Oh, how i reminisce over the tape loading! 30 minutes of ADAC loading (Analogue to Digital Audio Conversion) for a game like paperboy!
Typing in code with hieroglyphic REM statements was always a joy...
1k of ram? 1k of RAM? Gsus man, cant even imagine haha. Nice ;P
You remember the Atari 2600? Not a computer in the sense we know it because the end-user couldn't write software for it, and you got your games on cartridge so they didn't take up any memory - but the machine itself had only 128 bytes of RAM...
My neighbour had one. Looked like it was partly made of wood. But it was great!
It was crazy. But somehow it worked!
hahaha
I stated out with a ZX spectrum 48K as well.
I remember tuning the tape cassette to maximum treble to get it to load the games properly :-)

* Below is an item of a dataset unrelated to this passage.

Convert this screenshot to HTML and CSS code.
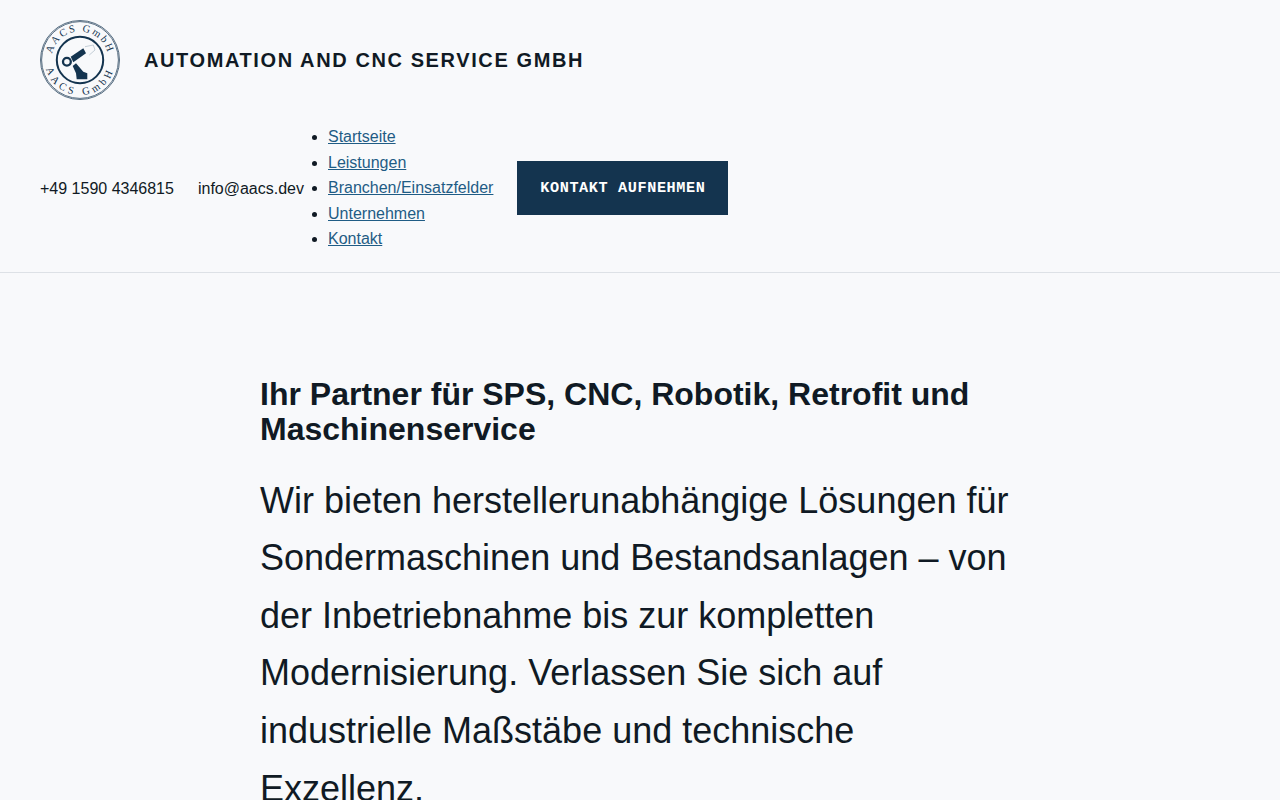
FILE: index.html
```html
<!DOCTYPE html>
<html lang="de">
<head>
<meta charset="utf-8">
<title>AACS GmbH</title>
<link rel="stylesheet" href="styles.css">
</head>
<body>
<header class="site-header">
  <div class="brand">
    <svg class="logo" viewBox="0 0 80 80" width="80" height="80" aria-label="AACS GmbH">
      <defs>
        <path id="arcTop" d="M11.5 40A28.5 28.5 0 0 1 68.5 40"/>
        <path id="arcBottom" d="M5 40A35 35 0 0 0 75 40"/>
      </defs>
      <circle cx="40" cy="40" r="39.5" class="ring-thin"/>
      <circle cx="40" cy="40" r="38.4" class="ring-thin"/>
      <circle cx="40" cy="40" r="23.2" class="ring-thick"/>
      <text class="logo-text logo-top"><textPath href="#arcTop" startOffset="50%" text-anchor="middle">AACS GmbH</textPath></text>
      <text class="logo-text logo-bottom"><textPath href="#arcBottom" startOffset="50%" text-anchor="middle">AACS GmbH</textPath></text>
      <circle cx="26.9" cy="41.7" r="3.9" class="joint"/>
      <path class="arm" d="M30.7 36.7 43.3 28.3 46 33.3 33.3 42.3z"/>
      <path class="arm" d="M32.7 46 36 43.3 43.3 51.7 47.3 53.3 47.3 59.3 36.7 59.3 36 53.3z"/>
      <path class="gripper" d="M45 26.7 53.3 25 55 30 49.3 35"/>
    </svg>
    <span class="brand-name">AUTOMATION AND CNC SERVICE GMBH</span>
  </div>
  <div class="header-meta">
    <span class="contact">+49 1590 4346815</span>
    <span class="contact">info@aacs.dev</span>
    <ul class="nav">
      <li><a href="#">Startseite</a></li>
      <li><a href="#">Leistungen</a></li>
      <li><a href="#">Branchen/Einsatzfelder</a></li>
      <li><a href="#">Unternehmen</a></li>
      <li><a href="#">Kontakt</a></li>
    </ul>
    <a class="cta" href="#">KONTAKT AUFNEHMEN</a>
  </div>
</header>
<main class="hero">
  <h1>Ihr Partner für SPS, CNC, Robotik, Retrofit und Maschinenservice</h1>
  <p>Wir bieten herstellerunabhängige Lösungen für Sondermaschinen und Bestandsanlagen – von der Inbetriebnahme bis zur kompletten Modernisierung. Verlassen Sie sich auf industrielle Maßstäbe und technische Exzellenz.</p>
</main>
</body>
</html>
```
FILE: styles.css
```css
html, body { margin: 0; padding: 0; }
body {
  background: #f8f9fb;
  color: #101a24;
  font-family: "Liberation Sans", Arial, sans-serif;
  font-size: 16px;
  line-height: 1.6;
}
.site-header {
  display: flex;
  flex-direction: column;
  gap: 24px;
  padding: 20px 40px;
  border-bottom: 1px solid #dde1e6;
}
.brand { display: flex; align-items: center; gap: 24px; }
.logo { display: block; width: 80px; height: 80px; flex: none; }
.ring-thin { fill: none; stroke: #14344f; stroke-width: 0.7; }
.ring-thick { fill: none; stroke: #14344f; stroke-width: 2; }
.logo-text { font-family: "Liberation Serif", serif; font-size: 10.5px; fill: #14344f; }
.logo-top { letter-spacing: 2px; }
.logo-bottom { letter-spacing: 3.6px; }
.joint { fill: none; stroke: #14344f; stroke-width: 2.3; }
.arm { fill: #14344f; }
.gripper { fill: none; stroke: #9fb0be; stroke-width: 0.6; }
.brand-name { font-size: 20px; font-weight: 700; letter-spacing: 1.6px; }
.header-meta { display: flex; align-items: center; gap: 24px; }
.contact { padding-top: 1px; }
.nav { margin: 0; padding: 0; }
.nav a { color: #1f5c85; }
.cta {
  background: #14344f;
  color: #fff;
  font-family: "Liberation Mono", monospace;
  font-size: 15.2px;
  font-weight: 700;
  letter-spacing: 0.04em;
  padding: 1em 1.5em;
  text-decoration: none;
}
.hero { width: 760px; margin: 0 auto; padding: 104px 0 0; }
.hero h1 { margin: 0 0 24.2px; font-size: 32px; line-height: 1.1; font-weight: 700; }
.hero p { margin: 0; font-size: 36px; line-height: 1.6; }
```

me too except with 32Ko if not 64Ko can't remember :)
Same here :)
Just remembered the RAM pack came with Velcro to prevent the dreaded "ram pack wobble" which would crash the whole machine.
Commodore Vic-20. :)
This was a Christmas present that was replaced by a C-64 a year and a half later. :)
I had the Datasette with it and the 3k expansion cartridge. Wrote lots of text adventures. :)
That's the first computer I got to use! 💖 I loved playing load runner there 😂
My first computer was an original Mac...in about 1994. Wasn't exactly the hottest machine on the scene but I had fun with it. It wasn't "my" computer but it was in our house. I didn't have my first computer of my own until college.
My brother bought me the classic white MacBook
I ran that machine into the ground before moving to my next machine after college 😄
The first laptop that I bought was the same Macbook going into college. 2006, Core Duo, 32-bit, came with 512MB of RAM. I think I got the "upgraded" 80GB HDD over the base 60GB lol. Bought it with a $1k small scholarship. For the longest time, it was the first thing I ever owned that I had worked for and earned.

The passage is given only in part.